Arctic Ice Locks Plastic In Place

Arctic sea ice acts as an unexpected plastic trap. Ice cores from remote Arctic locations contain between 38 and 234 microplastic particles per cubic meter, concentrations several orders of magnitude higher than those found in notoriously polluted surface waters like the North Pacific gyre, where counts run around 0.12 particles per cubic meter. Plastic particles get frozen into forming sea ice and accumulate over years. As the climate warms and ice melts, this stored plastic is released back into the ocean in pulses, creating a delayed pollution event that could increase Arctic contamination for decades.
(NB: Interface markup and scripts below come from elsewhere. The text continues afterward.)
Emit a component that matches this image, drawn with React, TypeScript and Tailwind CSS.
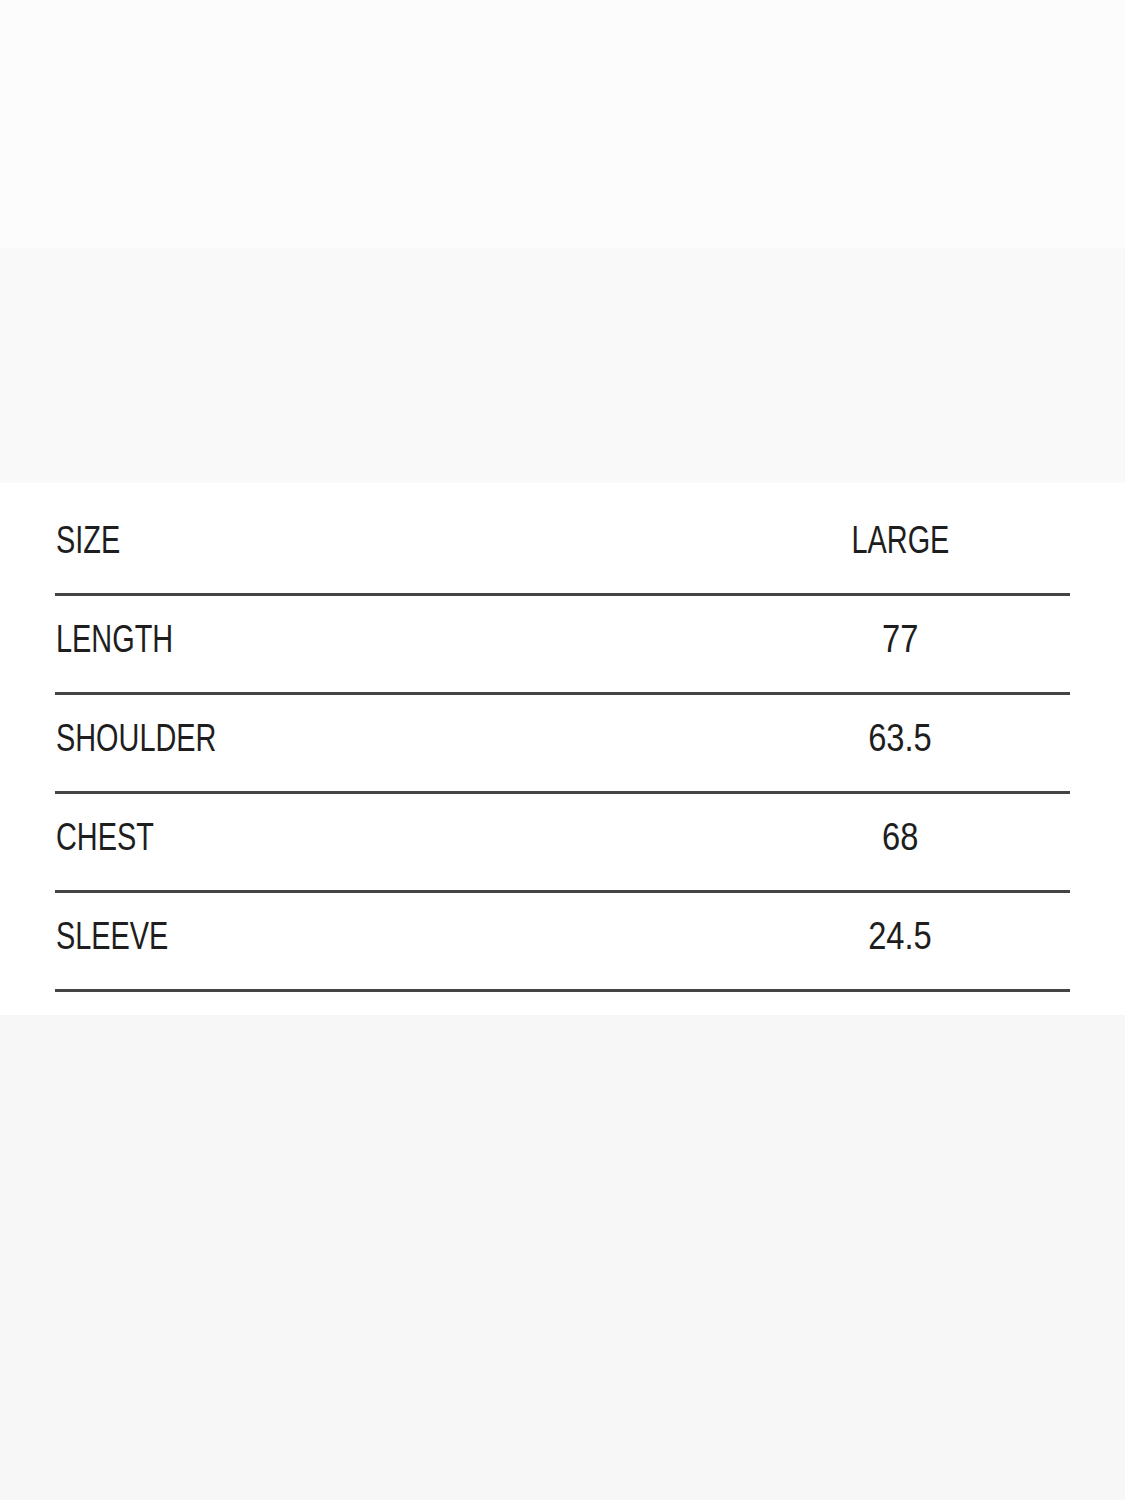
const rows = [
  { label: "SIZE", value: "LARGE" },
  { label: "LENGTH", value: "77" },
  { label: "SHOULDER", value: "63.5" },
  { label: "CHEST", value: "68" },
  { label: "SLEEVE", value: "24.5" },
];

export default function App() {
  return (
    <div className="w-[1125px] h-[1500px] flex flex-col bg-[#f7f7f7] font-['Liberation_Sans_Narrow','Arial_Narrow','Liberation_Sans',sans-serif] text-[#1e1e1e]">
      <div className="h-[248px] bg-[#fcfcfc]" />
      <div className="h-[235px] bg-[#f9f9f9]" />
      {/* size table */}
      <div className="h-[532px] bg-white pt-[14px] pl-[55px] pr-[55px]">
        {rows.map((row) => (
          <div key={row.label} className="flex h-[99px] border-b-[3px] border-[#444]">
            <div className="flex-1 pt-[24px] pl-[1px] text-[38px] leading-[38px]">
              <span className="inline-block origin-left scale-x-[0.76]">{row.label}</span>
            </div>
            <div className="w-[340px] pt-[24px] text-center text-[38px] leading-[38px]">
              <span
                className={
                  row.value === "LARGE"
                    ? "inline-block origin-center scale-x-[0.76]"
                    : "inline-block origin-center scale-x-[0.86]"
                }
              >
                {row.value}
              </span>
            </div>
          </div>
        ))}
      </div>
      <div className="flex-1" />
    </div>
  );
}
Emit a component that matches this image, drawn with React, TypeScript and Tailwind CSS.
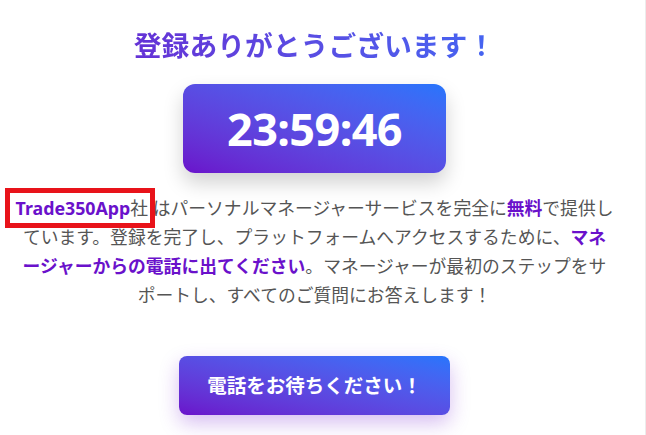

Where the Plastic Actually Ends Up

Thinking of ocean plastic as a surface problem dramatically underestimates the scale. If you picture the ocean as a building, the rooftop holds about 1% of the plastic. The floors in between, the water column, hold a growing but still poorly measured fraction. The basement, the seafloor and its sediments, holds the overwhelming majority. Coastal zones near major river mouths in Southeast Asia, South Asia, and East Asia are the most contaminated nearshore areas. The North Pacific gyre is the most contaminated open-ocean surface zone. And the deep sediments at intermediate depths globally serve as the final resting place for most of the plastic humanity has ever sent to sea.